▸ THE TASK
Wherever a line below holds the word "index", copy that line.

** START DATA LINES **

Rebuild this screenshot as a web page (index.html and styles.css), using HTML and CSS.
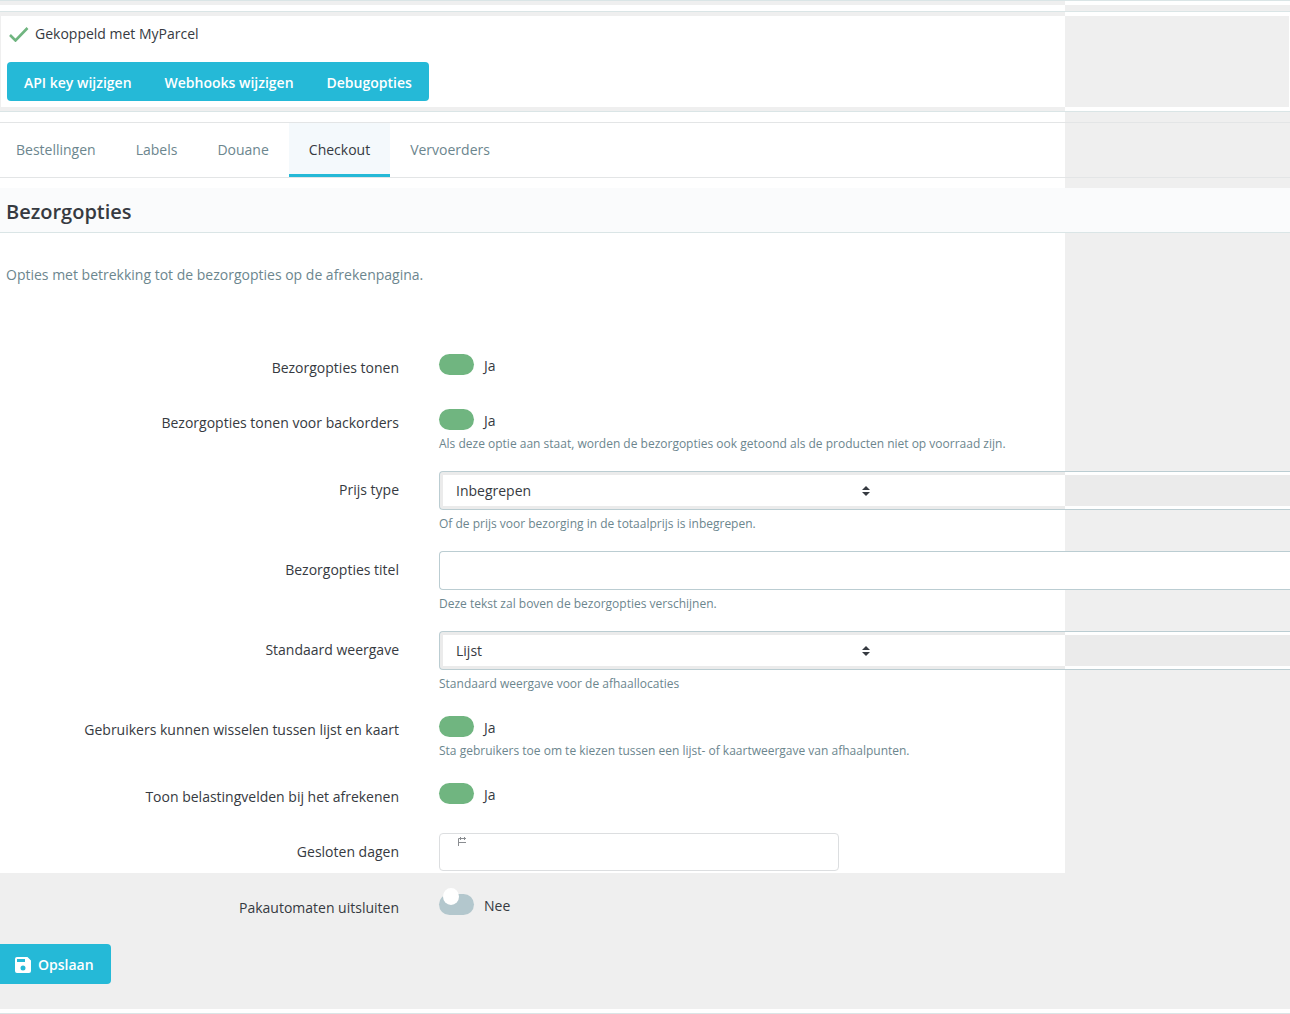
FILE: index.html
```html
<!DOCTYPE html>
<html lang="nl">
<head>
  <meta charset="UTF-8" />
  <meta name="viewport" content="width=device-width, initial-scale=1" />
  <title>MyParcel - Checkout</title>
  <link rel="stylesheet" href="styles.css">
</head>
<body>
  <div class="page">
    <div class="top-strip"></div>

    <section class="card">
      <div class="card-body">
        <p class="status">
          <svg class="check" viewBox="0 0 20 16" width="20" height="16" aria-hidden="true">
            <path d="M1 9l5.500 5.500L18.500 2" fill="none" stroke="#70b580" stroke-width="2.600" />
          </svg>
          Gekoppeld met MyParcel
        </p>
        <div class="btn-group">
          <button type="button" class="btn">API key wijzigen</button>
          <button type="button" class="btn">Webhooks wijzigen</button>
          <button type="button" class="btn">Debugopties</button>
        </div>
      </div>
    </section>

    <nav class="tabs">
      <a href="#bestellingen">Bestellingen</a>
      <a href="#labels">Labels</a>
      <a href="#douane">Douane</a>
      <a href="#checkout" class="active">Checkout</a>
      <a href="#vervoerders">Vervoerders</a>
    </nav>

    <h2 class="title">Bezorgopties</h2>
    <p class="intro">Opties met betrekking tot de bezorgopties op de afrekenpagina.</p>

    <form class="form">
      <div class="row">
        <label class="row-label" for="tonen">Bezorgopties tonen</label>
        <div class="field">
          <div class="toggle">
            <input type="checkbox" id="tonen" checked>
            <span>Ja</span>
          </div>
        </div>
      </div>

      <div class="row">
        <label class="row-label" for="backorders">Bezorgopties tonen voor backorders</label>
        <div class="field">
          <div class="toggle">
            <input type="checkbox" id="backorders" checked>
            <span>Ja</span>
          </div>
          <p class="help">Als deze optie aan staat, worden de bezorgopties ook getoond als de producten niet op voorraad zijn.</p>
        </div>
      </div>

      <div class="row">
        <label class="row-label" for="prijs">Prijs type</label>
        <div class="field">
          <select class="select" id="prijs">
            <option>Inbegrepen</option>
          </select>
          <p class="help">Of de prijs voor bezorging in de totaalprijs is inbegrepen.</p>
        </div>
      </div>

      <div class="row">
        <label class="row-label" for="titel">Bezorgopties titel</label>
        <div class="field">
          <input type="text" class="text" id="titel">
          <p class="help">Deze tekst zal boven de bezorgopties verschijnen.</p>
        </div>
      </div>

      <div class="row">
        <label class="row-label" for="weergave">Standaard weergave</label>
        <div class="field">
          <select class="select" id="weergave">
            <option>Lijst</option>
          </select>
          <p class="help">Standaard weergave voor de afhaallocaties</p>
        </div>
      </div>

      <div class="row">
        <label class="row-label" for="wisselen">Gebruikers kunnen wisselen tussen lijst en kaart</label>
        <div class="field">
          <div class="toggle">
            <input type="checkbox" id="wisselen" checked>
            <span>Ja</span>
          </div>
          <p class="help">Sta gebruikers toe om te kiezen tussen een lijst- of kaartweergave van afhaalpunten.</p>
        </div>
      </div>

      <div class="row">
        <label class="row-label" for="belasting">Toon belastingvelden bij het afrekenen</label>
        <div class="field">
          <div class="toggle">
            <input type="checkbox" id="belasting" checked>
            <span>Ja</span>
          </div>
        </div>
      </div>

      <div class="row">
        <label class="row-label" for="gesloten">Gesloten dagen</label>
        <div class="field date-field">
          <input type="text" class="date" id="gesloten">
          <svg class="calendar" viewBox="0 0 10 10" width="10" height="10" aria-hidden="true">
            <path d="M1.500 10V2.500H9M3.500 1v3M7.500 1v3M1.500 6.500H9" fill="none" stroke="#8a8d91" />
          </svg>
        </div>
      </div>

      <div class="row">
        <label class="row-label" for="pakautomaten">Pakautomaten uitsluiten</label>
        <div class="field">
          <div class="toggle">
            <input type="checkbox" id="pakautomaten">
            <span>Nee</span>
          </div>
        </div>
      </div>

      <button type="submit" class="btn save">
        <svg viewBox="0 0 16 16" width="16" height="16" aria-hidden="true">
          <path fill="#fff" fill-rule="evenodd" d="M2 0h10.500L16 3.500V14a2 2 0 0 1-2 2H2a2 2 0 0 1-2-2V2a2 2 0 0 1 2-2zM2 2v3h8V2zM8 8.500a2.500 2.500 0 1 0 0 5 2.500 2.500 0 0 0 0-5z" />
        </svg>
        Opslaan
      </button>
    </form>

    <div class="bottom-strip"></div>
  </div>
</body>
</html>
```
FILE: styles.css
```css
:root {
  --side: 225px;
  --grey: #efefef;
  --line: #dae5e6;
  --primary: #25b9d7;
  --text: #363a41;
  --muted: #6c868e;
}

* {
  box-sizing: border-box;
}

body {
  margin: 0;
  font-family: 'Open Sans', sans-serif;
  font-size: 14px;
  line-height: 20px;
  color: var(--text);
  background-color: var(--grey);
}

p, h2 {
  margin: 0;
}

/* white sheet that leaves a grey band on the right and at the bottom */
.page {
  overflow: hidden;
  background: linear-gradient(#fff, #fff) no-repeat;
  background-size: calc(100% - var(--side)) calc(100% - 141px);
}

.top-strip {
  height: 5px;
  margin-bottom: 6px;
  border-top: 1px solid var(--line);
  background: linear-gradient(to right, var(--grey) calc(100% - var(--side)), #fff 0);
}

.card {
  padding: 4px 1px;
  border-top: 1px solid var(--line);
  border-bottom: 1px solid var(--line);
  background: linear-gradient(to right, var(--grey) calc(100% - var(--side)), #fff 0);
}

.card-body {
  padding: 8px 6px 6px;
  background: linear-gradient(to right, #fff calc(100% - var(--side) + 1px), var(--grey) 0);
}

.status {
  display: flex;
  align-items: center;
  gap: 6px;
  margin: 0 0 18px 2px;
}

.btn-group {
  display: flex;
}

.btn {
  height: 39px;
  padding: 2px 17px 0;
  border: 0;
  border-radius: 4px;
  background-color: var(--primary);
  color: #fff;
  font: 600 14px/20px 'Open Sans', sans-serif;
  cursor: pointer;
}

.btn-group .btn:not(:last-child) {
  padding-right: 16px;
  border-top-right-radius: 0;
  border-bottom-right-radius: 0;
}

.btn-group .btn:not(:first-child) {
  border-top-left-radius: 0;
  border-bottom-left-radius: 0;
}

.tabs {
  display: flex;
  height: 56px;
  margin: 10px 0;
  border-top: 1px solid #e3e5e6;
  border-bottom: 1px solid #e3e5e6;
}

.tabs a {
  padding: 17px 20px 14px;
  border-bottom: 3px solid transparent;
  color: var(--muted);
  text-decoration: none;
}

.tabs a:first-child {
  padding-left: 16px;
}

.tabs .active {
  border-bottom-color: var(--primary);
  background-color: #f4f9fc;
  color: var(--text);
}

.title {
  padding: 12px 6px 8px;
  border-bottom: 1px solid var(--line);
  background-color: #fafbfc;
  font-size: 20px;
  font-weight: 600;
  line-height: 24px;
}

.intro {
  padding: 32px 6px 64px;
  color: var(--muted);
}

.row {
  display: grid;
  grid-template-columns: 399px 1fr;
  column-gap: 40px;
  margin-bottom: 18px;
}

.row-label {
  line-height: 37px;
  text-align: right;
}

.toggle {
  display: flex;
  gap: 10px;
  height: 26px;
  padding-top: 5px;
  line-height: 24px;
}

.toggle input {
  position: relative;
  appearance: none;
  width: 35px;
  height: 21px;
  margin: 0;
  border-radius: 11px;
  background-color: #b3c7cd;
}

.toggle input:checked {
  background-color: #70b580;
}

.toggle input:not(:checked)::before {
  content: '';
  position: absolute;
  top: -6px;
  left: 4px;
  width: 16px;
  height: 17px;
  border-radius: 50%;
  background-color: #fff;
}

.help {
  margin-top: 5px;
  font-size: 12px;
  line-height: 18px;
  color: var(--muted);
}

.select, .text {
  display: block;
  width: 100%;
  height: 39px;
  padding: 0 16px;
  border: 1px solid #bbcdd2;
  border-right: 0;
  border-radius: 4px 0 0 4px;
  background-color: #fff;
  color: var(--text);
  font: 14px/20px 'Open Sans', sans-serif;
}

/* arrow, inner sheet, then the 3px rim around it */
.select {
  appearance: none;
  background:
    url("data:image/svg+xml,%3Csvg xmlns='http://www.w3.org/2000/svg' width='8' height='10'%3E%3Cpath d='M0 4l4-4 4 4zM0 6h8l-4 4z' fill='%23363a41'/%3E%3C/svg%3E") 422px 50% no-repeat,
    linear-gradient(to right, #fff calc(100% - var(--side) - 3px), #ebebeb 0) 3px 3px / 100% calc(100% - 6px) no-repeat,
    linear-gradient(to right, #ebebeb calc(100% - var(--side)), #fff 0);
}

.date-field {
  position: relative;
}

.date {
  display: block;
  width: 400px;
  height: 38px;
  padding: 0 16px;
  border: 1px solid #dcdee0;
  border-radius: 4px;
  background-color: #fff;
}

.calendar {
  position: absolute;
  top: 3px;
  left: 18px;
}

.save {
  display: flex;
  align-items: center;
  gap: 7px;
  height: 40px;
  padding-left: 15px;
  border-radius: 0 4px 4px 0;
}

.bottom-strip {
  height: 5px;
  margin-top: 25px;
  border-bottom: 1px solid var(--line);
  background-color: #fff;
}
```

** END DATA LINES **

▸ CORRECT RESPONSE
Rebuild this screenshot as a web page (index.html and styles.css), using HTML and CSS.
FILE: index.html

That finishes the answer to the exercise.